Inter-modal cross-attention alignment is the core for achieving efficient interaction of heterogeneous modal information. Its innovation lies in reasonably assigning the Query, Key, and Value matrices, and optimizing the dimensional configuration of multi-head attention to achieve accurate alignment and information complementarity of heterogeneous features. In this paper, the RGB branch features are used as Query, and the multispectral and thermal infrared branch features are used as Key and Value respectively to construct a multi-head cross-attention mechanism. With the visual semantic guidance of RGB features, the physiological information of multispectral and the temperature information of thermal infrared are accurately retrieved, realizing the crossing of the semantic gap of heterogeneous modalities. To adapt to the dimensional differences of multimodal features, the dimensional allocation of attention heads is optimized, and the dimension of each attention head is set to match the channel dimension of each modal feature, ensuring the effectiveness of attention calculation.

The core calculation of cross-attention adopts the optimized scaled dot-product attention mechanism, and the specific formulas are as follows:

$\begin{gathered}\text { MultiHead }(Q, K, V) =\text { Concat }\left(\text { head }_1, \text { head }_2, \ldots, \text { head }_{\mathrm{h}}\right) \cdot W_o\end{gathered}$   (6)

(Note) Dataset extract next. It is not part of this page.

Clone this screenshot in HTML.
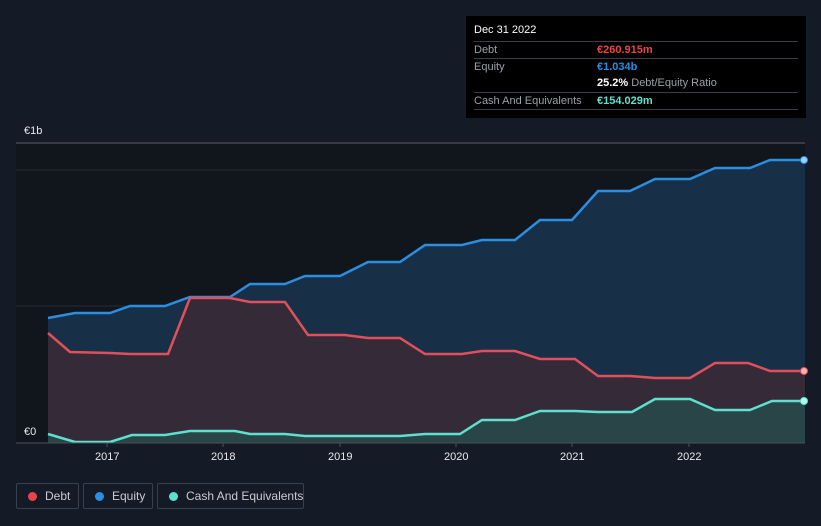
<!DOCTYPE html><html><head><style>
body{margin:0;background:#151b26;font-family:"Liberation Sans",sans-serif;width:821px;height:526px;overflow:hidden;position:relative}
.tt{position:absolute;left:466px;top:16px;width:340px;height:102px;background:#000;font-size:11px;color:#9aa0a8}
.tt .r{position:absolute;left:8px;width:324px;border-top:1px solid #3a3f47;height:16px;line-height:16px}
.tt .v{position:absolute;left:123px;font-weight:bold}
.lg{position:absolute;top:483px;height:26px;border:1px solid #3a404a;border-radius:2px;color:#c8ccd2;font-size:12px;line-height:24px;box-sizing:border-box;white-space:nowrap}
.lg i{position:absolute;left:11px;top:8px;width:9px;height:9px;border-radius:50%}
.lg span{position:absolute;left:28px}
.ax{position:absolute;color:#e6e8eb;font-size:11px}
</style></head><body>
<svg width="821" height="526" style="position:absolute;left:0;top:0">
<rect x="16" y="143" width="789" height="300" fill="#11151c"/>
<line x1="16" y1="143" x2="805" y2="143" fill="none" stroke="#5a5f68" stroke-width="1"/>
<line x1="16" y1="170" x2="805" y2="170" stroke="#262c36"/>
<line x1="16" y1="306" x2="805" y2="306" stroke="#262c36"/>
<polygon fill="#173048" points="48,318 75,313 110,313 130,306 165,306 190,297 230,297 250,284 285,284 305,276 340,276 368,262 400,262 425,245 462,245 482,240 515,240 540,220 572,220 598,191 630,191 655,179 690,179 715,168 750,168 770,160 805,160 805,443 48,443"/>
<polygon fill="#342a38" points="48,333 70,352 110,353 130,354 168,354 190,298 230,298 250,302 285,302 308,335 345,335 368,338 400,338 425,354 462,354 482,351 515,351 540,359 575,359 598,376 630,376 655,378 690,378 715,363 748,363 770,371 805,371 805,443 48,443"/>
<polygon fill="#2a4548" points="48,434 75,442 110,442 132,435 165,435 190,431 235,431 250,434 285,434 305,436 400,436 425,434 460,434 482,420 515,420 540,411 575,411 598,412 632,412 655,399 690,399 715,410 750,410 772,401 805,401 805,443 48,443"/>
<polyline fill="none" stroke="#2b8ee0" stroke-width="2.5" points="48,318 75,313 110,313 130,306 165,306 190,297 230,297 250,284 285,284 305,276 340,276 368,262 400,262 425,245 462,245 482,240 515,240 540,220 572,220 598,191 630,191 655,179 690,179 715,168 750,168 770,160 805,160"/>
<polyline fill="none" stroke="#e0505a" stroke-width="2.5" points="48,333 70,352 110,353 130,354 168,354 190,298 230,298 250,302 285,302 308,335 345,335 368,338 400,338 425,354 462,354 482,351 515,351 540,359 575,359 598,376 630,376 655,378 690,378 715,363 748,363 770,371 805,371"/>
<polyline fill="none" stroke="#5ee0cc" stroke-width="2.5" points="48,434 75,442 110,442 132,435 165,435 190,431 235,431 250,434 285,434 305,436 400,436 425,434 460,434 482,420 515,420 540,411 575,411 598,412 632,412 655,399 690,399 715,410 750,410 772,401 805,401"/>
<line x1="16" y1="443" x2="805" y2="443" stroke="#4a505a"/>
<g stroke="#4a505a"><line x1="107" y1="443" x2="107" y2="447"/><line x1="223" y1="443" x2="223" y2="447"/><line x1="340" y1="443" x2="340" y2="447"/><line x1="456" y1="443" x2="456" y2="447"/><line x1="572" y1="443" x2="572" y2="447"/><line x1="689" y1="443" x2="689" y2="447"/></g>
<circle cx="804" cy="160" r="3.5" fill="#9fd0ff" stroke="#2b8ee0"/>
<circle cx="804" cy="371" r="3.5" fill="#ffb0b0" stroke="#e0505a"/>
<circle cx="804" cy="401" r="3.5" fill="#b0fff0" stroke="#5ee0cc"/>
</svg>
<div class="ax" style="left:24px;top:125px">€1b</div>
<div class="ax" style="left:16px;top:424px;background:#11151c;padding:2px 8px">€0</div>
<div class="ax" style="left:95px;top:451px">2017</div>
<div class="ax" style="left:211px;top:451px">2018</div>
<div class="ax" style="left:328px;top:451px">2019</div>
<div class="ax" style="left:444px;top:451px">2020</div>
<div class="ax" style="left:560px;top:451px">2021</div>
<div class="ax" style="left:677px;top:451px">2022</div>
<div class="tt">
<div style="position:absolute;left:8px;top:8px;color:#fff;font-size:11px">Dec 31 2022</div>
<div class="r" style="top:25px">Debt<span class="v" style="color:#e8454b">€260.915m</span></div>
<div class="r" style="top:42px">Equity<span class="v" style="color:#2b8ee0">€1.034b</span></div>
<div class="r" style="top:59px;border-top:none"><span class="v" style="color:#fff">25.2% <b style="color:#9aa0a8;font-weight:normal">Debt/Equity Ratio</b></span></div>
<div class="r" style="top:76px">Cash And Equivalents<span class="v" style="color:#5ee0cc">€154.029m</span></div>
<div class="r" style="top:93px;height:0"></div>
</div>
<div class="lg" style="left:16px;width:63px"><i style="background:#e8454b"></i><span>Debt</span></div>
<div class="lg" style="left:83px;width:70px"><i style="background:#2b8ee0"></i><span>Equity</span></div>
<div class="lg" style="left:157px;width:147px"><i style="background:#5ee0cc"></i><span>Cash And Equivalents</span></div>
</body></html>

$\text{hea}{{\text{d}}_{\text{i}}}\text{=Attention}\left( \text{Q}{{\text{W}}_{{{\text{Q}}_{\text{i}}}}}\text{,K}{{\text{W}}_{{{\text{K}}_{\text{i}}}}}\text{,V}{{\text{W}}_{{{\text{V}}_{\text{i}}}}} \right)$        (7)

where, Q, K, and V represent the feature matrices of RGB, multispectral, and thermal infrared branches respectively, h is the number of attention heads, ${{\text{W}}_{{{\text{Q}}_{\text{i}}}}}$, ${{\text{W}}_{{{\text{K}}_{\text{i}}}}}$, and ${{\text{W}}_{{{\text{V}}_{\text{i}}}}}$ are the learnable projection matrices of the i-th attention head, and Wₒ is the output projection matrix of multi-head attention. This design enables RGB features to accurately retrieve spectral response information related to crop health in multispectral, and temperature signals related to stress status in thermal infrared, realizing accurate alignment and deep interaction of heterogeneous modal features, and providing high-quality aligned features for subsequent adaptive gated fusion.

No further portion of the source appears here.